The corpus callosum, the split in the human brain, is a metaphor for such splicing. Ishmael has no division, but divided himself. The other characters variously foment, inspire and thrive on such separation of the rational and the irrational, the natural and the mechanical, the fervid and the languid.
But “cloven” is a difficult word. It comes from cleave and one can cleave to something as much as something may cleave apart. Also, it refers to the most obvious cloven, the hoof, and the way in which Catling makes the human monsters genuinely demonic is done with skill and without voyeurism. As I think back over the books, it is perhaps their genuine engagement with the idea of evil which seems so striking. Evil might not be a bad decision or a nasty intention. In these books it might be a horrible reality.
Yet, right at the end, we get a strange benediction – from whom I shall not say – “Thank you for letting me save foolish humanity”. Although all three books explore various horrors, from colonial subjugation to anti-Semitism to violent self-fashioning to thinking that sex and love are the same thing to how the far right creeps up (prescient indeed), the close of it is something other altogether.
There have been books – I’d suggest The Hidden Life Of Trees by Peter Wohlleben and The Secret Life Of Trees by Colin Tudge – that look seriously at how a forest is not just a bunch of trees but an ecosystem, and one which communicates to itself. The roots and rhizomes mean something more than the individual stalk or the falling leaf. The great strength of this trilogy has been to supplant humanity, and replace its obsession with cutting and dividing with the eerie interconnectedness of the trees.
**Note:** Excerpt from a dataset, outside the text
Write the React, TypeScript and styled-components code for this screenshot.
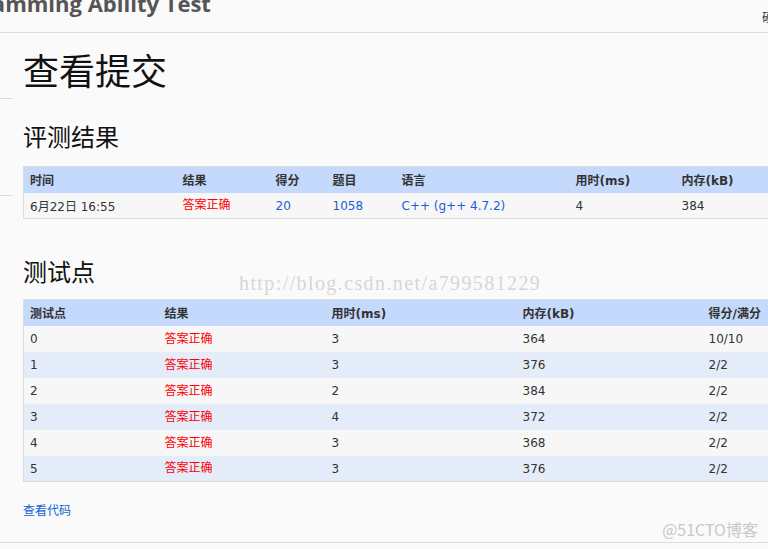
import React from 'react';
import styled, { createGlobalStyle } from 'styled-components';

const GlobalStyle = createGlobalStyle`
  html, body {
    margin: 0;
    padding: 0;
    background: #fafafa;
    overflow: hidden;
  }
  body {
    font-family: "DejaVu Sans", "Noto Sans CJK SC", sans-serif;
    font-size: 12px;
    color: #333;
  }
`;

const Page = styled.div`
  position: relative;
  width: 768px;
  height: 549px;
  overflow: hidden;
  background: #fafafa;
`;

const TopBar = styled.div`
  height: 32px;
  border-bottom: 1px solid #dcdcdc;
  display: flex;
  justify-content: space-between;
  align-items: flex-start;
  overflow: hidden;
`;

const Brand = styled.div`
  font-family: "Open Sans", sans-serif;
  font-weight: 700;
  font-size: 22px;
  line-height: 22px;
  color: #555;
  margin-top: -8px;
  margin-left: -68px;
  white-space: nowrap;
`;

const TopRight = styled.div`
  font-family: "Noto Sans CJK SC", sans-serif;
  font-size: 12px;
  color: #333;
  margin-top: 8px;
  margin-right: -6px;
  width: 12px;
  overflow: hidden;
  white-space: nowrap;
`;

const Body = styled.div`
  display: flex;
  border-bottom: 1px solid #dcdcdc;
  height: 509px;
`;

const Sidebar = styled.div`
  width: 13px;
  flex: none;
  padding-top: 65px;
`;

const SideItem = styled.div`
  height: 96px;
  border-top: 1px solid #dcdcdc;
`;

const Main = styled.div`
  padding-left: 10px;
  flex: 1;
  min-width: 0;
`;

const Title = styled.h1`
  font-family: "Noto Sans CJK SC", sans-serif;
  font-weight: 400;
  font-size: 36px;
  line-height: 40px;
  color: #111;
  margin: 16px 0 0;
`;

const Section = styled.h2<{ $top: number }>`
  font-family: "Noto Sans CJK SC", sans-serif;
  font-weight: 400;
  font-size: 24px;
  line-height: 28px;
  color: #111;
  margin: ${p => p.$top}px 0 0;
`;

const Table = styled.table<{ $top: number }>`
  border-collapse: collapse;
  table-layout: fixed;
  width: 820px;
  margin-top: ${p => p.$top}px;
  border: 1px solid #dcdcdc;
  border-right: none;
`;

const Th = styled.th<{ $w?: number }>`
  box-sizing: border-box;
  width: ${p => (p.$w ? `${p.$w}px` : 'auto')};
  background: #c4d9fb;
  text-align: left;
  font-family: "DejaVu Sans", "Noto Sans CJK SC", sans-serif;
  font-weight: 700;
  font-size: 12px;
  color: #333;
  height: 26px;
  padding: 0 6px;
  white-space: nowrap;
`;

const Row = styled.tr<{ $alt?: boolean }>`
  background: ${p => (p.$alt ? '#e4ecf9' : '#f7f7f7')};
`;

const Td = styled.td<{ $tone?: 'ok' | 'link' }>`
  box-sizing: border-box;
  height: 26px;
  padding: ${p => (p.$tone === 'ok' ? '0 6px 3px' : '1px 6px 0')};
  font-size: 12px;
  white-space: nowrap;
  font-family: ${p => (p.$tone === 'ok' ? '"Noto Sans CJK SC", sans-serif' : '"DejaVu Sans", "Noto Sans CJK SC", sans-serif')};
  color: ${p => (p.$tone === 'ok' ? '#ff0000' : p.$tone === 'link' ? '#1a5fd6' : '#333')};
`;

const CodeLink = styled.a`
  display: inline-block;
  margin-top: 19px;
  font-family: "Noto Sans CJK SC", sans-serif;
  font-size: 12px;
  color: #0a62d0;
  text-decoration: none;
`;

const Watermark = styled.div`
  position: absolute;
  left: 239px;
  top: 272px;
  font-family: "Liberation Serif", serif;
  font-size: 20px;
  letter-spacing: 1.4px;
  color: #d9d6d2;
  white-space: nowrap;
`;

const Stamp = styled.div`
  position: absolute;
  right: 10px;
  top: 517px;
  font-family: "Noto Sans CJK SC", sans-serif;
  font-size: 16px;
  color: #c8c8c8;
  white-space: nowrap;
`;

const points = [
  { id: 0, time: 3, mem: 364, score: '10/10' },
  { id: 1, time: 3, mem: 376, score: '2/2' },
  { id: 2, time: 2, mem: 384, score: '2/2' },
  { id: 3, time: 4, mem: 372, score: '2/2' },
  { id: 4, time: 3, mem: 368, score: '2/2' },
  { id: 5, time: 3, mem: 376, score: '2/2' },
];

export default function App() {
  return (
    <Page>
      <GlobalStyle />
      <TopBar>
        <Brand>Programming Ability Test</Brand>
        <TopRight>硬件</TopRight>
      </TopBar>
      <Body>
        <Sidebar>
          <SideItem />
          <SideItem />
        </Sidebar>
        <Main>
          <Title>查看提交</Title>
          <Section $top={33}>评测结果</Section>
          <Table $top={16}>
            <thead>
              <tr>
                <Th $w={153}>时间</Th>
                <Th $w={93}>结果</Th>
                <Th $w={57}>得分</Th>
                <Th $w={69}>题目</Th>
                <Th $w={174}>语言</Th>
                <Th $w={106}>用时(ms)</Th>
                <Th>内存(kB)</Th>
              </tr>
            </thead>
            <tbody>
              <Row>
                <Td>6月22日 16:55</Td>
                <Td $tone="ok">答案正确</Td>
                <Td $tone="link">20</Td>
                <Td $tone="link">1058</Td>
                <Td $tone="link">C++ (g++ 4.7.2)</Td>
                <Td>4</Td>
                <Td>384</Td>
              </Row>
            </tbody>
          </Table>
          <Section $top={38}>测试点</Section>
          <Table $top={14}>
            <thead>
              <tr>
                <Th $w={135}>测试点</Th>
                <Th $w={167}>结果</Th>
                <Th $w={191}>用时(ms)</Th>
                <Th $w={186}>内存(kB)</Th>
                <Th>得分/满分</Th>
              </tr>
            </thead>
            <tbody>
              {points.map(p => (
                <Row key={p.id} $alt={p.id % 2 === 1}>
                  <Td>{p.id}</Td>
                  <Td $tone="ok">答案正确</Td>
                  <Td>{p.time}</Td>
                  <Td>{p.mem}</Td>
                  <Td>{p.score}</Td>
                </Row>
              ))}
            </tbody>
          </Table>
          <CodeLink href="#">查看代码</CodeLink>
        </Main>
      </Body>
      <Watermark>http://blog.csdn.net/a799581229</Watermark>
      <Stamp>@51CTO博客</Stamp>
    </Page>
  );
}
The humans are becoming “restless and self-obsessed” (by the way, a lovely assonance), but also this is where “the forest cared nothing for the flickering life of men”. The Vorrh “mirrored the transition perfectly with as much empathy as silvered glass feels for those who peer into it”.
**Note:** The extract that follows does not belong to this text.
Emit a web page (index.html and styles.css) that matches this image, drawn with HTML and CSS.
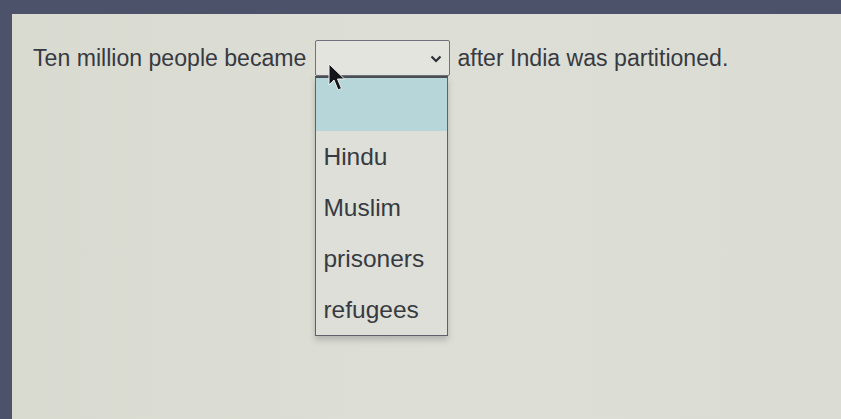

There is a couplet by Andrew Marvell – “Annihilating all that’s made / To a green thought in a green shade”. That, in a way, summarises the Vorrh trilogy. Nature will have its revenge, its divine oblivion. While humanity perpetually fissures and evaporates, the trees persist. They are, after all, a lot older than us, and most likely wiser.
The cyclops and blinded Ishmael recalls the famous dictum of Erasmus: in the land of the blind, the one-eyed man is king. Yet his capitulation to something more collective and collaborative in this glorious ending is not about who is king, but who is kind.
When they write the history of 21st century literature, I am sure that this series of books will be more than prominent.